Question (III): Which character do you most nearly identify with? Which character would you rather be?
(a) A nuclear physicist: a youngish scientist, hard at work on the Manhattan Project at Los Alamos. He is having, as Freeman Dyson put it, the best time of his life, embarked as he is on a top-secret project set down in a wilderness with an elite of an elite, the best scientific brains in the Western world, even though he knows he is making a weapon which will almost certainly kill thousands of human beings and may very well spell man’s ultimate self-destruction. Yet he is no narrowly educated scientist. His interests are far-ranging. He is by way of being an amateur ethnologist, a student of Oriental philosophy, and a member of a competent if unprofessional string quartet. He can speak as readily of Ramakrishna and Beethoven’s last quartets as he does of Planck and Fermi.
As he watches the Corn Dance, he is engaged in an animated conversation with his assistant, a handsome blond girl. It is mostly a lecture, to which she gives her rapt attention. He compares the festivals and ceremonials of the different pueblos. Taos is rather ordinary. She ought to see the Corn Dance at Santo Domingo! On the feast day of the saint, the Catholic and tribal religions converge in a nice way characteristic of the tolerant pueblos. The statue of St. Dominic is taken from the church, paraded through the streets to the accompaniment of snare drums and gunshots, then stuck up on a cottonwood branch to enjoy the native ceremonial. In his low, earnest voice, he tells her of the pueblo equivalent of the Virgin Mary: “They call her the Spider Grandmother or Thought Woman, who created all things by thinking them into existence. Rather nice, don’t you think?”
“Oh yes! Oh yes!” murmurs his assistant, leaning toward him.
(b) His assistant, a tall striking blonde, a graduate student from Berkeley who shares the scientist’s every interest but one: she is deeply and frantically in love with him and therefore is both miserable for fear he may not love her and also ecstatically transcendent toward the crowd of tourists, feeling sorry for them not only because they have been transcended but also because they are not in love.

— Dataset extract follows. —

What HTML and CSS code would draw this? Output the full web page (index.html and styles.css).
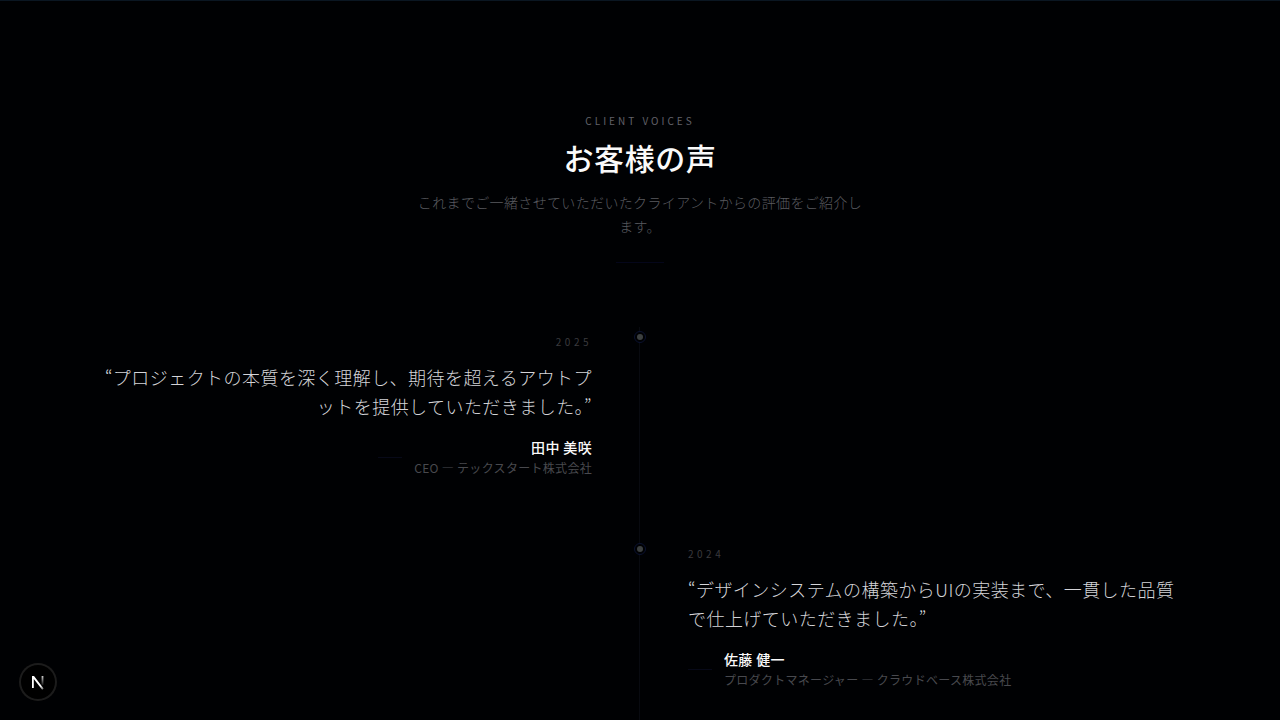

(c) An old Pueblo Indian dancer, who has never left the pueblo, who believes the cosmological myths of the pueblo and who further believes that the Corn Dance will invoke the kachinas of the West and that rain will come to the parched fields in consequence.
(d) A young Pueblo Indian dancer, a sophomore at the University of New Mexico in Albuquerque, a major in business administration, a promising basketball forward, for whom it goes without saying that the cosmological myths of his tribe are just that, myths, to be taken no more seriously than what he considers the Judaeo-Christian myths of the Catholic Church in which he was baptized. He joined the Newman Club of U. of N.M. to meet girls and did. It is with a complex good-natured irony that he paints his body and dons the costume and enters into the Corn Dance, an irony compounded of a gentle forbearance toward his elders and a sardonic contempt for the camera-clicking Anglos and tourists. He can also use the money he’ll make from the photography fees.
The young dancer feels that he transcends the old dancer. He sees into the old man’s credulity and the superstitious absurdity of the myth and rites of the rain god.
The older dancer is no less certain that he transcends the young dancer because the young Indian has left an intact society in which life and time and place are given meaning by belief for the deranged world of the latter-day Americans who clearly do not know who they are or what they are doing.
The scientist understands both and thinks that each is right in his own way. He sees the psychological “truth” of the cosmological myths of the old dancer. He sees the value of the skepticism of the young dancer. So he, the scientist, attempts the difficult feat of having it both ways — of not really believing in the kachinas of the West but of extracting the psychological value of the rite nevertheless.
(e) The English novelist settled here in Taos after sojourns in Italy and Mexico. His pallor and frailty — he looks for all the world like a non-conformist minister from his native Midlands — contrast with his writings, which celebrate savage good health, sexuality, and the dark gods of the blood. Self-contradicted or not, he has a miraculous eye for seeing into things, getting the hang of things, getting a fix on people. For him, no more than a single glance is needed to size up everyone here: the young Indian dancer with a quite conscious irony written on his Oriental-Pueblo face, as well as a deeper, darker inscrutability which he, the dancer, is not even aware of. He sees into the scientist and his girlfriend and their somewhat naïve, even callow, American lordliness — they think they’re the god and goddess of a new world, what with their secret science and their secret sidelong looks at each other, each with arms folded so that his fingers can touch hers.
(f) A divorcée from Westchester. Still young, her face ravaged by something other than years, she has left the dim sorrowful East and a sorrowful marriage for the bright clean sunlit purity of the desert. It seems to her that her very self has been transformed by the crystalline air, the rosy light of sunset on the Sangre de Cristo range, the tang of piñon smoke in the evenings. Surely she has come to the right place! She paints, has fallen under the spell of Georgia O’Keeffe, and for the first time in her life expects to come to herself, recover herself, make a new life in this place. She has talent, is taking lessons in oils, lives on a ranch, rides daily, and is becoming brown and strong. She is considering having an affair with a cowboy.
(g) A Catholic priest, assigned to the adobe church in the pueblo, an aging Hispanic-Irishman who watches the dance with an indifference amounting to boredom. He is thinking about his added chores for tomorrow — a Monday and therefore ordinarily a holiday, but this year a Holy Day, the Feast of the Assumption, entailing three masses, homilies, and confessions — and about his bad back and his broken radio, an old Philco console. Tonight, unless the repairman shows up, he won’t be able to listen to Lux Radio Theater.